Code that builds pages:
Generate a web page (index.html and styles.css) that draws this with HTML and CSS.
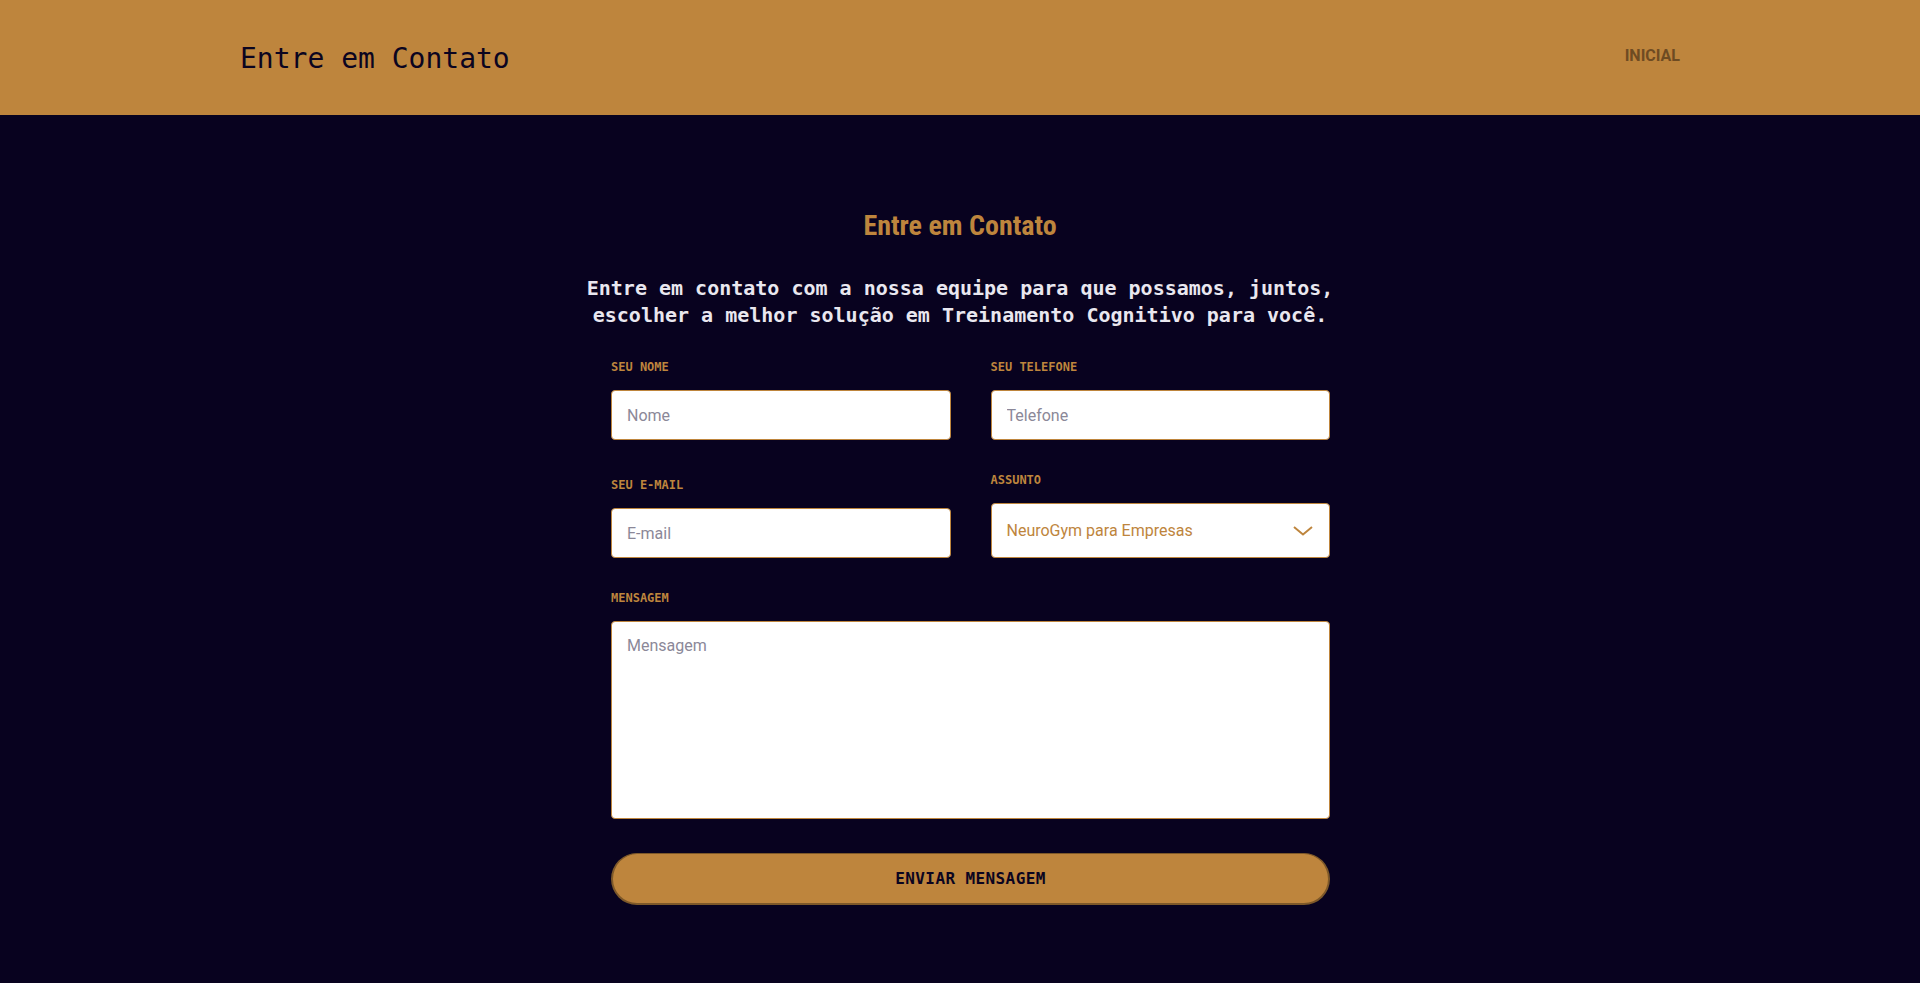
FILE: index.html
```html
<!DOCTYPE html>
<html lang="pt-BR">
<head>
<meta charset="utf-8">
<title>Entre em Contato</title>
<link rel="stylesheet" href="styles.css">
</head>
<body>
<header class="topbar">
  <div class="topbar-inner">
    <h1 class="brand">Entre em Contato</h1>
    <nav class="nav"><a class="nav-link" href="#">INICIAL</a></nav>
  </div>
</header>
<main class="main">
  <h2 class="title">Entre em Contato</h2>
  <p class="lead">Entre em contato com a nossa equipe para que possamos, juntos, escolher a melhor solução em Treinamento Cognitivo para você.</p>
  <form class="form">
    <div class="field">
      <label class="label">SEU NOME</label>
      <input class="control" type="text" placeholder="Nome">
    </div>
    <div class="field">
      <label class="label">SEU TELEFONE</label>
      <input class="control" type="text" placeholder="Telefone">
    </div>
    <div class="field">
      <label class="label">SEU E-MAIL</label>
      <input class="control" type="text" placeholder="E-mail">
    </div>
    <div class="field">
      <label class="label">ASSUNTO</label>
      <div class="select-wrap">
        <select class="control select">
          <option>NeuroGym para Empresas</option>
        </select>
        <svg class="chevron" width="20" height="10" viewBox="0 0 20 10"><path d="M1 1 L10 8.5 L19 1" fill="none" stroke="#be853d" stroke-width="2"/></svg>
      </div>
    </div>
    <div class="field full">
      <label class="label">MENSAGEM</label>
      <textarea class="control area" placeholder="Mensagem"></textarea>
    </div>
    <div class="field full">
      <button class="submit" type="button">ENVIAR MENSAGEM</button>
    </div>
  </form>
</main>
</body>
</html>
```
FILE: styles.css
```css
* { box-sizing: border-box; }
html, body { margin: 0; padding: 0; }
body {
  background: #08021f;
  font-family: Roboto, "Noto Sans", sans-serif;
  min-height: 983px;
}
.topbar {
  background: #be853d;
  height: 115px;
}
.topbar-inner {
  width: 1440px;
  height: 100%;
  margin: 0 auto;
  display: flex;
  align-items: center;
  justify-content: space-between;
}
.brand {
  margin: 0;
  font-family: "DejaVu Sans Mono", "Liberation Mono", monospace;
  font-weight: 400;
  font-size: 28px;
  color: #0b0420;
  padding-top: 2px;
}
.nav-link {
  font-family: Roboto, sans-serif;
  font-weight: 700;
  font-size: 16px;
  color: #6e4b22;
  text-decoration: none;
  display: block;
  margin-top: -4px;
}
.main {
  padding-top: 95px;
  padding-bottom: 78px;
}
.title {
  margin: 0;
  text-align: center;
  font-family: "Roboto Condensed", Roboto, sans-serif;
  font-stretch: condensed;
  font-weight: 700;
  font-size: 28px;
  line-height: 31px;
  color: #be853d;
}
.lead {
  width: 760px;
  margin: 34px auto 0;
  text-align: center;
  font-family: "DejaVu Sans Mono", "Liberation Mono", monospace;
  font-weight: 700;
  font-size: 20px;
  line-height: 27px;
  color: #e9e7ef;
}
.form {
  width: 719px;
  margin: 30px 0 0 calc(50% - 349px);
  display: grid;
  grid-template-columns: 1fr 1fr;
  column-gap: 40px;
  row-gap: 32px;
  align-items: end;
}
.field { display: flex; flex-direction: column; }
.full { grid-column: 1 / 3; }
.label {
  font-family: "DejaVu Sans Mono", "Liberation Mono", monospace;
  font-weight: 700;
  font-size: 12px;
  line-height: 16px;
  color: #be853d;
  margin-bottom: 15px;
}
.control {
  display: block;
  width: 100%;
  height: 50px;
  background: #fff;
  border: 1px solid #be853d;
  border-radius: 4px;
  padding: 0 15px;
  font-family: Roboto, sans-serif;
  font-size: 16px;
  color: #333;
  outline: none;
}
.control::placeholder { color: #8b8898; }
.select-wrap { position: relative; }
.select {
  height: 55px;
  appearance: none;
  -webkit-appearance: none;
  color: #be853d;
}
.chevron {
  position: absolute;
  right: 17px;
  top: 23px;
  pointer-events: none;
}
.area {
  height: 198px;
  padding: 14px 15px;
  resize: none;
}
.submit {
  margin-top: 2px;
  height: 52px;
  width: 100%;
  background: #be853d;
  border: 2px solid #7d5829;
  border-top-width: 1px;
  border-radius: 26px;
  font-family: "DejaVu Sans Mono", "Liberation Mono", monospace;
  font-weight: 700;
  font-size: 16px;
  letter-spacing: 0.4px;
  color: #0b0420;
  cursor: pointer;
}
```
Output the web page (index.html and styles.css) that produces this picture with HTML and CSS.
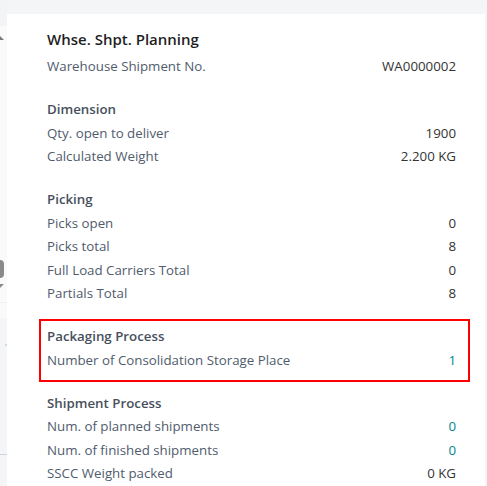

## EXERCISE DETAILS
The records shown above are to be repeated exactly, with the pictures left out.

## CORRECT RESPONSE
Generate a web page (index.html and styles.css) that draws this with HTML and CSS.
FILE: index.html
```html
<!DOCTYPE html>
<html lang="pt-BR">
<head>
<meta charset="utf-8">
<title>Entre em Contato</title>
<link rel="stylesheet" href="styles.css">
</head>
<body>
<header class="topbar">
  <div class="topbar-inner">
    <h1 class="brand">Entre em Contato</h1>
    <nav class="nav"><a class="nav-link" href="#">INICIAL</a></nav>
  </div>
</header>
<main class="main">
  <h2 class="title">Entre em Contato</h2>
  <p class="lead">Entre em contato com a nossa equipe para que possamos, juntos, escolher a melhor solução em Treinamento Cognitivo para você.</p>
  <form class="form">
    <div class="field">
      <label class="label">SEU NOME</label>
      <input class="control" type="text" placeholder="Nome">
    </div>
    <div class="field">
      <label class="label">SEU TELEFONE</label>
      <input class="control" type="text" placeholder="Telefone">
    </div>
    <div class="field">
      <label class="label">SEU E-MAIL</label>
      <input class="control" type="text" placeholder="E-mail">
    </div>
    <div class="field">
      <label class="label">ASSUNTO</label>
      <div class="select-wrap">
        <select class="control select">
          <option>NeuroGym para Empresas</option>
        </select>
        <svg class="chevron" width="20" height="10" viewBox="0 0 20 10"><path d="M1 1 L10 8.5 L19 1" fill="none" stroke="#be853d" stroke-width="2"/></svg>
      </div>
    </div>
    <div class="field full">
      <label class="label">MENSAGEM</label>
      <textarea class="control area" placeholder="Mensagem"></textarea>
    </div>
    <div class="field full">
      <button class="submit" type="button">ENVIAR MENSAGEM</button>
    </div>
  </form>
</main>
</body>
</html>
```
FILE: styles.css
```css
* { box-sizing: border-box; }
html, body { margin: 0; padding: 0; }
body {
  background: #08021f;
  font-family: Roboto, "Noto Sans", sans-serif;
  min-height: 983px;
}
.topbar {
  background: #be853d;
  height: 115px;
}
.topbar-inner {
  width: 1440px;
  height: 100%;
  margin: 0 auto;
  display: flex;
  align-items: center;
  justify-content: space-between;
}
.brand {
  margin: 0;
  font-family: "DejaVu Sans Mono", "Liberation Mono", monospace;
  font-weight: 400;
  font-size: 28px;
  color: #0b0420;
  padding-top: 2px;
}
.nav-link {
  font-family: Roboto, sans-serif;
  font-weight: 700;
  font-size: 16px;
  color: #6e4b22;
  text-decoration: none;
  display: block;
  margin-top: -4px;
}
.main {
  padding-top: 95px;
  padding-bottom: 78px;
}
.title {
  margin: 0;
  text-align: center;
  font-family: "Roboto Condensed", Roboto, sans-serif;
  font-stretch: condensed;
  font-weight: 700;
  font-size: 28px;
  line-height: 31px;
  color: #be853d;
}
.lead {
  width: 760px;
  margin: 34px auto 0;
  text-align: center;
  font-family: "DejaVu Sans Mono", "Liberation Mono", monospace;
  font-weight: 700;
  font-size: 20px;
  line-height: 27px;
  color: #e9e7ef;
}
.form {
  width: 719px;
  margin: 30px 0 0 calc(50% - 349px);
  display: grid;
  grid-template-columns: 1fr 1fr;
  column-gap: 40px;
  row-gap: 32px;
  align-items: end;
}
.field { display: flex; flex-direction: column; }
.full { grid-column: 1 / 3; }
.label {
  font-family: "DejaVu Sans Mono", "Liberation Mono", monospace;
  font-weight: 700;
  font-size: 12px;
  line-height: 16px;
  color: #be853d;
  margin-bottom: 15px;
}
.control {
  display: block;
  width: 100%;
  height: 50px;
  background: #fff;
  border: 1px solid #be853d;
  border-radius: 4px;
  padding: 0 15px;
  font-family: Roboto, sans-serif;
  font-size: 16px;
  color: #333;
  outline: none;
}
.control::placeholder { color: #8b8898; }
.select-wrap { position: relative; }
.select {
  height: 55px;
  appearance: none;
  -webkit-appearance: none;
  color: #be853d;
}
.chevron {
  position: absolute;
  right: 17px;
  top: 23px;
  pointer-events: none;
}
.area {
  height: 198px;
  padding: 14px 15px;
  resize: none;
}
.submit {
  margin-top: 2px;
  height: 52px;
  width: 100%;
  background: #be853d;
  border: 2px solid #7d5829;
  border-top-width: 1px;
  border-radius: 26px;
  font-family: "DejaVu Sans Mono", "Liberation Mono", monospace;
  font-weight: 700;
  font-size: 16px;
  letter-spacing: 0.4px;
  color: #0b0420;
  cursor: pointer;
}
```
Output the web page (index.html and styles.css) that produces this picture with HTML and CSS.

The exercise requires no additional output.